Of course, the "other" island I'm describing is China, and there are even more reasons for Canada to stay away from free trade with the great dragon. Firstly, what do we have to sell them? Certainly not manufactured goods. There are very few that China can't produce more cheaply. The crux of the Canada/China trade relationship has always been that we send them raw materials and they ship consumer goods back to us. Since natural resources are globally traded commodities that already move without tariffs, free trade would provide no benefit to resource exporters. On other hand, removing tariff barriers on manufactured goods would put our manufacturers at even greater disadvantage.

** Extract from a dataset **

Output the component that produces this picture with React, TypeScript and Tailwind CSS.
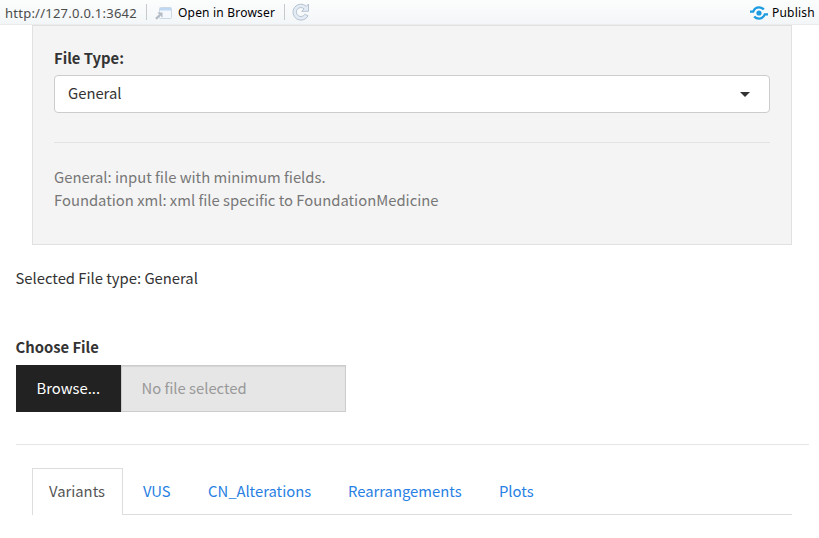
const tabs = [
  { name: 'VUS', cls: 'w-[65px]' },
  { name: 'CN_Alterations', cls: 'w-[140px]' },
  { name: 'Rearrangements', cls: 'w-[151px]' },
  { name: 'Plots', cls: 'w-[60px]' },
];

function BrowserIcon() {
  return (
    <svg width="18" height="14" viewBox="0 0 18 14" className="shrink-0">
      <rect x="4.5" y="1.5" width="12" height="11" rx="1" fill="#f5f8fc" stroke="#cbd9e7" />
      <path d="M5 2h11v2.5H5z" fill="#bfd8f2" />
      <path d="M1 12.9L4.6 9.3" stroke="#b3bbc4" strokeWidth="2.2" />
      <path d="M2.3 6.5h5.2v5.3z" fill="#b3bbc4" />
    </svg>
  );
}

function RefreshIcon() {
  return (
    <svg width="18" height="18" viewBox="0 0 18 18" className="shrink-0">
      <path
        d="M16.5 1v7.3H9.7l2.4-2.4A4.5 4.5 0 1 0 12.7 11.4l3.4 1.4A8 8 0 1 1 14.4 3.3z"
        fill="#e3ebf5"
        stroke="#b7c3d2"
        strokeLinejoin="round"
      />
    </svg>
  );
}

function PublishIcon() {
  return (
    <svg width="18" height="14" viewBox="0 0 18 14" className="shrink-0">
      <circle cx="9" cy="7" r="2.6" fill="#1b9be0" />
      <path d="M0 5.6H3.2C4.3 2.8 6.4 1.4 9 1.4c2 0 3.6.8 4.8 2.2" fill="none" stroke="#1b9be0" strokeWidth="2.3" />
      <path d="M18 8.4h-3.2C13.7 11.2 11.6 12.6 9 12.6c-2 0-3.6-.8-4.8-2.2" fill="none" stroke="#1b9be0" strokeWidth="2.3" />
    </svg>
  );
}

export default function App() {
  return (
    <div className="h-[538px] w-[819px] overflow-hidden bg-white font-['Noto_Sans_CJK_SC',sans-serif] text-[14.8px] leading-[23px] text-[#333333]">
      <header className="flex h-[25px] items-center border-b border-[#e9ebec] bg-linear-to-b from-[#fcfdfd] to-[#f3f6f8] pl-[5px] font-['Noto_Sans',sans-serif] text-[12px] leading-[16px] whitespace-nowrap">
        <span className="w-[141px] pt-[2px] text-[13px] tracking-[0.24px] text-[#4c4c4c]">http://127.0.0.1:3642</span>
        <span className="h-4 w-px bg-[#c5cacd]" />
        <span className="ml-[8px] flex pt-px"><BrowserIcon /></span>
        <span className="ml-[5px] w-[106px] pt-[2px] tracking-[0.2px] text-black">Open in Browser</span>
        <span className="h-4 w-px bg-[#c5cacd]" />
        <span className="ml-[7px] flex"><RefreshIcon /></span>
        <span className="ml-auto flex pt-[2px]"><PublishIcon /></span>
        <span className="ml-[4px] w-[47px] pt-[2px] tracking-[0.2px] text-black">Publish</span>
      </header>
      <section className="ml-8 h-[220px] w-[760px] border border-[#e1e1e1] bg-[#f4f4f4] px-[21px] pt-[20px]">
        <label className="block font-bold">File Type:</label>
        <div className="mt-[6px] flex h-[38px] items-center justify-between rounded-[4px] border border-[#cccccc] bg-white pr-[19px] pl-[13px]">
          <span className="pb-[3px]">General</span>
          <span className="h-0 w-0 border-x-[5px] border-t-[5px] border-x-transparent border-t-[#333333]" />
        </div>
        <hr className="mt-[29px] border-[#e3e3e3]" />
        <p className="mt-[22px] text-[#777777]">General: input file with minimum fields.<br />Foundation xml: xml file specific to FoundationMedicine</p>
      </section>
      <p className="mt-[21px] ml-[15.5px]">Selected File type: General</p>
      <label className="mt-[46px] ml-[15.5px] block font-bold">Choose File</label>
      <div className="mt-[7px] ml-4 flex h-[47px] w-[330px]">
        <button className="w-[105px] bg-[#222222] pb-[2px] pl-[20.5px] text-left text-white">Browse...</button>
        <div className="flex flex-1 items-center border border-[#cccccc] bg-[#e6e6e6] pb-[2px] pl-[19.5px] text-[#999999] shadow-[inset_0_1px_1px_rgba(0,0,0,0.075)]">No file selected</div>
      </div>
      <hr className="mt-[32px] ml-4 w-[793px] border-[#e6e6e6]" />
      <nav className="mt-[23px] ml-8 flex h-[47px] w-[760px] items-stretch">
        <a className="flex w-[91px] items-center border border-b-0 border-[#dddddd] pb-[3px] pl-[16px] text-[#555555]">Variants</a>
        <div className="flex flex-1 items-center border-b border-[#dddddd] pb-[1px] pl-[20px] text-[#2780e3]">
          {tabs.map((t) => <a key={t.name} className={t.cls}>{t.name}</a>)}
        </div>
      </nav>
    </div>
  );
}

My six years on the board of HSBC, the largest foreign bank operating in China, provided insights that make free trade with that country even more unwise. My board stint from 2006 to 2012 coincided with a period of supercharged GDP growth for China, which was dominated by what bankers call "capital account" – that is, massive government infrastructure programs and equally massive loans from government banks to underpin the building of every kind of industrial and manufacturing facility.

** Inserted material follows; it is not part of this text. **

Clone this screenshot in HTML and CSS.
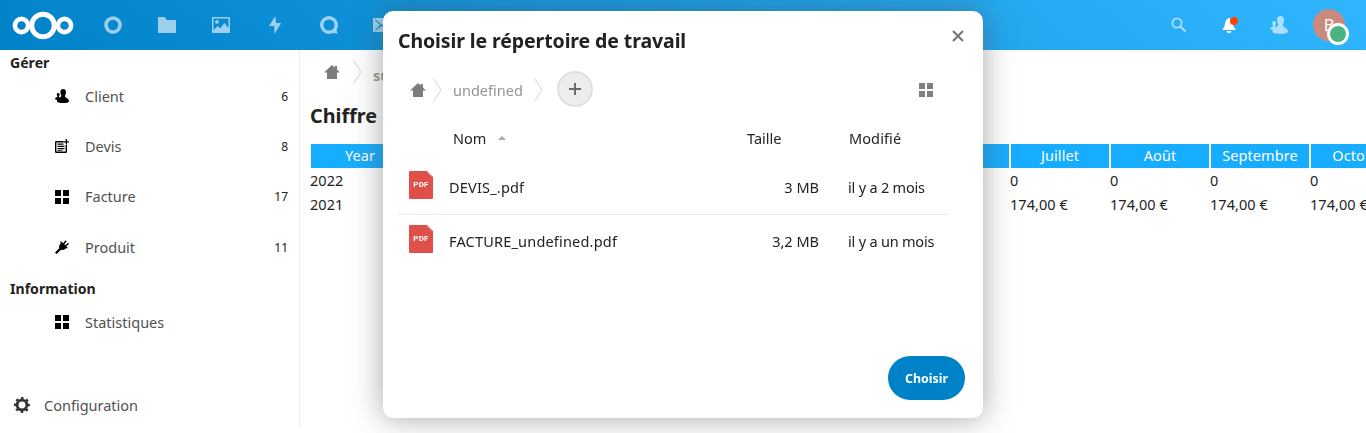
FILE: index.html
```html
<!DOCTYPE html>
<html lang="fr">
<head>
<meta charset="utf-8">
<title>Gestion</title>
<link rel="stylesheet" href="styles.css">
</head>
<body>
<svg class="defs" width="0" height="0">
  <defs>
    <symbol id="grid" viewBox="0 0 14 14"><path d="M0 0h6v6H0zM8 0h6v6H8zM0 8h6v6H0zM8 8h6v6H8z"/></symbol>
    <symbol id="home" viewBox="0 0 16 14"><path d="M8 0 0 7.4h3V14h10V7.4h3L13 4.6V1h-2.3v1.6z"/></symbol>
    <symbol id="people" viewBox="0 0 18 18"><path d="M10.5 0C8.300 0 6.900 1.600 6.900 3.800c0 1.500.3 2.800.9 3.700.4.7.4 1.700 0 2.300-.5.500-1.200.8-1.900 1.100-.5-.3-.9-.7-.9-1.100 0-.6 1-1.100 1-2.900C6 5.700 5.200 5 4.200 5S2.300 5.700 2.300 6.900c0 1.800.9 2.300.9 2.900C3.200 11 0 11.300 0 12.800c0 .6 1.200 1 2.800 1.200-.2.500-.3 1.100-.3 1.600C2.500 17 6 18 10.200 18s7.800-.8 7.800-2.400c0-3.500-4.300-3.900-5-5.600-.3-.8-.1-1.800.3-2.500.6-1 .8-2.200.8-3.700C14.100 1.600 12.700 0 10.500 0z"/></symbol>
    <symbol id="chevron" viewBox="0 0 9 24"><path d="M.5.500 8 12 .5 23.500" fill="none" stroke="#d4d4d4"/></symbol>
    <symbol id="pdf" viewBox="0 0 24 28"><path fill="#df5148" d="M1 0h17l6 6v21q0 1-1 1H1q-1 0-1-1V1q0-1 1-1z"/><path fill="#f0aaa5" d="m18 0 6 6h-1L18 1z"/></symbol>
  </defs>
</svg>

<header class="header">
  <svg class="logo" width="62" height="29" viewBox="0 0 62 29"><g fill="none" stroke="#fff"><circle cx="31" cy="14.500" r="11.300" stroke-width="5"/><circle cx="9.500" cy="14.500" r="6.600" stroke-width="4.600"/><circle cx="52.500" cy="14.500" r="6.600" stroke-width="4.600"/></g></svg>
  <nav class="apps">
    <svg width="18" height="18" viewBox="0 0 18 18"><circle cx="9" cy="9" r="7" fill="none" stroke="#fff" stroke-width="3.600"/></svg>
    <svg width="18" height="16" viewBox="0 0 18 16"><path d="M0 0h6.500l2.500 3h9v13H0z"/></svg>
    <svg width="18" height="16" viewBox="0 0 18 16"><path fill-rule="evenodd" d="M1 0h16q1 0 1 1v14q0 1-1 1H1q-1 0-1-1V1q0-1 1-1zM1.500 1.500v11.800L5.500 9l2.600 2.200L12.500 6l4 5.300V1.500zM5 3a1.900 1.900 0 1 1-.01 0z"/></svg>
    <svg width="14" height="18" viewBox="0 0 14 18"><path d="M7.300 0 1 10h5.300L6.500 18l6.700-11H8z"/></svg>
    <svg width="18" height="18" viewBox="0 0 18 18"><circle cx="9" cy="9" r="7.300" fill="none" stroke="#fff" stroke-width="3.400"/><path d="m15.800 12 2 5.500q-3 .5-5.800-1.300z"/></svg>
    <svg width="18" height="14" viewBox="0 0 18 14"><path fill-rule="evenodd" d="M0 0h18v14H0zM2 2l5 5-5 5 .6.600L8 8.500h2l5.400 4.100.6-.6-5-5 5-5-.6-.6L9 7 2.600 1.400z"/></svg>
  </nav>
  <div class="tools">
    <svg class="faded" width="16" height="16" viewBox="0 0 16 16"><circle cx="6" cy="6" r="4.600" fill="none" stroke="#fff" stroke-width="1.900"/><path d="m9.500 9.500 5 5" stroke="#fff" stroke-width="2.300"/></svg>
    <svg class="bell" width="16" height="17" viewBox="0 0 16 17"><path fill="#fff" d="M7 1Q3.500 2 3 6.500 2.800 10 .8 11.500V13h12.500v-1.500Q11 10 10.800 6.500L10 2zM4.500 14h5q-.5 2.300-2.500 2.300T4.500 14z"/><circle cx="12" cy="4" r="4" fill="#ff4402"/></svg>
    <svg class="faded contacts" width="18" height="18"><use href="#people"/></svg>
    <div class="avatar">B<span class="status"></span></div>
  </div>
</header>

<div class="body">
  <aside class="sidebar">
    <h2 class="caption">Gérer</h2>
    <ul class="menu">
      <li><svg width="14" height="14"><use href="#people"/></svg><span>Client</span><b>6</b></li>
      <li><svg width="14" height="14" viewBox="0 0 14 14"><path fill="none" stroke="#000" stroke-width="1.400" d="M8.500 2.700H1.200Q.7 2.700.7 3.200v9.600q0 .5.500.5h9.600q.5 0 .5-.5V6"/><path d="M2.500 4.500h6v1.200h-6zM2.500 6.800h7V8h-7zM2.500 9h7v1.200h-7zM2.500 11h5v.8h-5zM10.700 0H12v2.200h2v1.200h-2v2.100h-1.300V3.400H8.500V2.200h2.200z"/></svg><span>Devis</span><b>8</b></li>
      <li><svg width="14" height="14"><use href="#grid"/></svg><span>Facture</span><b>17</b></li>
      <li><svg width="14" height="14" viewBox="0 0 14 14"><path d="m0 12.500 4.300-4.300Q3.400 5 6 3L5 2l1-.8L8.200 3.300 10.500.3l1.200 1L9.300 4.200l1 1 2.800-2.400 1 1.200-2.900 2.300 1.600 1.500-.9.900-.8-.6Q9 11 6 9.700L1.500 14z"/></svg><span>Produit</span><b>11</b></li>
    </ul>
    <h2 class="caption info">Information</h2>
    <ul class="menu">
      <li><svg width="14" height="14"><use href="#grid"/></svg><span class="stats">Statistiques</span></li>
    </ul>
    <div class="settings"><svg width="16" height="16" viewBox="0 0 16 16"><circle cx="8" cy="8" r="4.900" fill="none" stroke="#333" stroke-width="2.900"/><circle cx="8" cy="8" r="6.900" fill="none" stroke="#333" stroke-width="2.100" stroke-dasharray="2.710 2.710" stroke-dashoffset="1.350"/></svg><span>Configuration</span></div>
  </aside>

  <main class="content">
    <div class="crumbs"><svg class="home" width="16" height="14"><use href="#home"/></svg><svg class="sep" width="9" height="24"><use href="#chevron"/></svg><b>su</b></div>
    <h1 class="title">Chiffre d'affaires</h1>
    <div class="table">
      <div class="row head"><span>Year</span><span></span><span></span><span></span><span></span><span></span><span></span><span>Juillet</span><span>Août</span><span>Septembre</span><span>Octobre</span></div>
      <div class="row"><span>2022</span><span></span><span></span><span></span><span></span><span></span><span></span><span>0</span><span>0</span><span>0</span><span>0</span></div>
      <div class="row"><span>2021</span><span></span><span></span><span></span><span></span><span></span><span></span><span>174,00 €</span><span>174,00 €</span><span>174,00 €</span><span>174,00 €</span></div>
    </div>
  </main>
</div>

<section class="dialog">
  <div class="dialog-head"><h2>Choisir le répertoire de travail</h2><svg width="12" height="12" viewBox="0 0 12 12"><path d="m1 1 10 10M11 1 1 11" stroke="#777" stroke-width="2.200"/></svg></div>
  <div class="path">
    <svg width="16" height="14" class="home"><use href="#home"/></svg><svg class="sep" width="9" height="24"><use href="#chevron"/></svg>
    <span>undefined</span><svg class="sep" width="9" height="24"><use href="#chevron"/></svg>
    <button class="add"><svg width="12" height="12" viewBox="0 0 12 12"><path d="M5 0h2v5h5v2H7v5H5V7H0V5h5z" fill="#6b6b6b"/></svg></button>
    <svg class="view" width="14" height="14"><use href="#grid"/></svg>
  </div>
  <div class="files-head"><span class="name">Nom<i class="sort"></i></span><span class="size">Taille</span><span class="date">Modifié</span></div>
  <div class="file"><div class="thumb"><svg width="24" height="28"><use href="#pdf"/></svg><em>PDF</em></div><span class="name devis">DEVIS_.pdf</span><span class="size">3 MB</span><span class="date">il y a 2 mois</span></div>
  <div class="file"><div class="thumb"><svg width="24" height="28"><use href="#pdf"/></svg><em>PDF</em></div><span class="name">FACTURE_undefined.pdf</span><span class="size">3,2 MB</span><span class="date">il y a un mois</span></div>
  <button class="choose">Choisir</button>
</section>
</body>
</html>
```
FILE: styles.css
```css
* { box-sizing: border-box; }
body { margin: 0; height: 433px; overflow: hidden; background: #fff; color: #222; font: 14.5px/24px "Noto Sans", "Open Sans", sans-serif; }
h1, h2, ul { margin: 0; padding: 0; list-style: none; }
svg { display: block; flex: none; }
.defs { position: absolute; }
button { border: 0; padding: 0; font-family: inherit; }

.header { height: 50px; display: flex; align-items: center; padding-left: 12px; background: linear-gradient(40deg, #0082c9 0%, #30b6ff 100%); }
.logo { margin-top: 1px; }
.apps { display: flex; margin-left: 12px; }
.apps svg { margin: 0 18px; fill: #fff; opacity: .6; align-self: center; }
.apps svg:nth-child(4) { margin: 0 20px; }
.apps svg:nth-child(6) { margin-left: 17px; }
.tools { display: flex; align-items: center; margin-left: auto; padding-right: 21px; }
.faded { opacity: .6; fill: #fff; }
.bell { margin-left: 35px; }
.contacts { margin: 0 25px 0 32px; }
.avatar { position: relative; width: 32px; height: 32px; border-radius: 50%; background: #ca8a7c; color: #fff; text-align: center; font-size: 16.5px; line-height: 32px; }
.status { position: absolute; left: 14px; top: 14px; width: 22px; height: 22px; border: 3px solid #fff; border-radius: 50%; background: #49b382; }

.body { display: flex; height: 383px; }
.sidebar { display: flex; flex-direction: column; flex: none; width: 300px; height: 377px; border-right: 1px solid #ebebeb; }
.caption { height: 21px; padding-left: 10px; font-size: 14.1px; font-weight: 700; line-height: 26px; }
.menu li { display: flex; align-items: center; height: 50.300px; padding: 0 11px 0 55px; color: #515151; }
.menu span { margin-left: 16px; padding-bottom: 1px; }
.menu b { margin-left: auto; padding-top: 1px; color: #222; font-size: 12px; font-weight: 400; }
.info { margin-top: 4px; }
.settings { display: flex; align-items: center; height: 44px; margin-top: auto; padding-left: 14px; color: #515151; }
.settings span { margin-left: 14px; }

.content { flex: none; width: 1066px; padding-left: 10px; overflow: hidden; }
.crumbs { display: flex; align-items: center; height: 44px; padding-left: 14px; }
.home { fill: #7c7c7c; }
.crumbs .sep { margin: 0 11px 0 13px; }
.crumbs b { color: #999; padding-top: 5px; }
.title { height: 50px; font-size: 19.8px; line-height: 44px; }
.table { width: 1100px; }
.row { display: grid; grid-template-columns: repeat(11, 100px); height: 24px; line-height: 24px; letter-spacing: .05px; }
.head { line-height: 22px; color: #fff; text-align: center; }
.head span { height: 24px; margin: 0 1px; background: #17adff; }

.dialog { position: fixed; left: 383px; top: 11px; width: 600px; height: 407px; padding: 15px; border-radius: 10px; background: #fff; box-shadow: 0 0 30px rgba(77, 77, 77, .5); }
.dialog-head { display: flex; align-items: center; justify-content: space-between; height: 30px; padding-right: 4px; }
.dialog-head h2 { font-size: 19.500px; line-height: 30px; letter-spacing: -.1px; }
.dialog-head svg { margin-bottom: 10px; }
.path { display: flex; align-items: center; height: 67px; padding: 0 35px 0 12px; color: #949494; }
.path .sep { margin: 0 11px 0 7px; }
.path span { padding-top: 1px; }
.path span + .sep { margin: 0 14px 0 11px; }
.add { display: grid; place-items: center; width: 36px; height: 36px; margin-bottom: 2px; border: 2px solid #e0e0e0; border-radius: 50%; background: #ededed; }
.view { margin-left: auto; fill: #808080; }
.files-head { display: flex; height: 37px; line-height: 30px; padding-left: 55px; }
.files-head .name { display: flex; align-items: center; height: 30px; width: 294px; }
.sort { margin-left: 12px; border: 4px solid transparent; border-top: 0; border-bottom-color: #aaa; }
.files-head .size { width: 102px; }
.files-head .date { letter-spacing: .1px; }
.file { display: flex; align-items: center; width: 550px; height: 54px; padding: 0 0 0 11px; }
.file + .file { height: 53px; border-top: 1px solid #ebebeb; }
.thumb { display: grid; margin-bottom: 5px; }
.thumb svg, .thumb em { grid-area: 1 / 1; }
.thumb em { color: #fff; font: normal 700 8px/28px Roboto, sans-serif; letter-spacing: .2px; text-align: center; }
.file .name { margin-left: 16px; width: 270px; letter-spacing: .19px; }
.file .size { width: 100px; text-align: right; }
.file .date { margin-left: 29px; white-space: nowrap; letter-spacing: -.2px; }
.choose { display: block; width: 77px; height: 44px; margin: 89px 3px 0 auto; border-radius: 22px; background: #0082c9; color: #fff; font-size: 12.400px; font-weight: 700; }
```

The result was a huge surplus of capacity in industrial facilities such as cement plants and consumer goods factories. That enormous surplus will hang over the global processing and manufacturing sectors for decades to come.

Then there's the contrast in environmental enforcement between Canada and China. While Beijing touts toughened environmental laws, the situation on the ground tells a starkly different story. Despite all of the rhetoric about renewable energy by Chinese officials at the recent Paris COP 21 climate-change conference, China operates more than 2,300 coal-fired power plants, with hundreds more planned or under construction. That's bad enough, but few of those plants actually meet government emissions standards because corrupt regulatory officials line their pockets by looking the other way. Cheap power, subsidized manufacturing plants and huge overcapacity. Who can compete with that?

Finally, there's China's self-serving track record in trade. Just as the Prime Minister was getting ready to board his plane last week, there was news that after decades of buying Canadian canola, Chinese trade officials had suddenly determined that Canadian canola contained unacceptable "impurities." This $2-billion market is very important to Canadian farmers. Our canola is perfectly fine in other countries, so how could it be unacceptable to China? Could the current enormous stockpile of Chinese canola have anything to do with it?

Message to Mr. Trudeau: Please use your exceptional relationship-building skills to warm relations with China. But studiously avoid any signals that free trade will ever be part of that relationship.

Gwyn Morgan is the retired founder and CEO of Encana Corp. He has been a director of five global corporations.